Mas então se o problema não é que sobra dinheiro na educação, qual seria? Já no segundo tweet da sequência o presidente se dirige para onde queria: a “Lava Jato da educação”. Vejo claramente que o tema da thread não é pedagógico, na verdade é estritamente político. O presidente sabe muito bem que a sobrevida do seu governo natimorto depende da famosa “Reforma da Previdência”. Como sabe melhor ainda que não tem apoio para tanto, já começou a se movimentar para o uso da força.

No último tweet, a constatação definitiva de pra quê serve a mensagem: para criminalizar a universidade pública. Quando o governo ameaça a sociedade, colocando uns contra outros, é hora de prestar atenção. Com a afirmação de que “indícios” de corrupção no MEC geraram a necessidade de uma investigação total no ministério (comentada já aqui), o presidente relaciona a ameaça de que a deflagração da operação “pode acarretar greves e movimentos coordenados prejudicando o brasileiro”.

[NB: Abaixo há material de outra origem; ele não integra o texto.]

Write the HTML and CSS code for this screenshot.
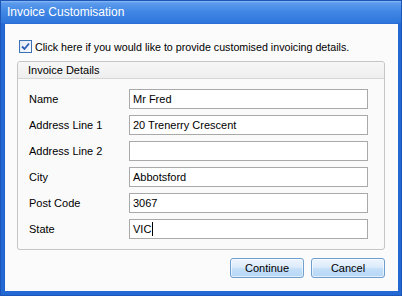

No meu palpite, quando a “Reforma da Previdência” começar a tramitação no congresso os ânimos se exaltam e as bases vão resistir. Antevendo o impasse, o governo já se antecipa e criminaliza os movimentos de greve, especialmente o dos servidores públicos que são grande número na universidade. A estratégia é ganhar a opinião pública o quanto antes (com fake news e outros fantoches), para em seguida travar as batalhas judiciais que sufocam os movimentos com as multas e o uso da força. Novamente, a educação é utilizada pelo governo como pretexto para espalhar boatos e mal entendimentos sobre questões de outra natureza. Dessa vez, mais do que custar dinheiro, podem ser vidas destruídas pela ignorância de achar que a universidade é a vilã.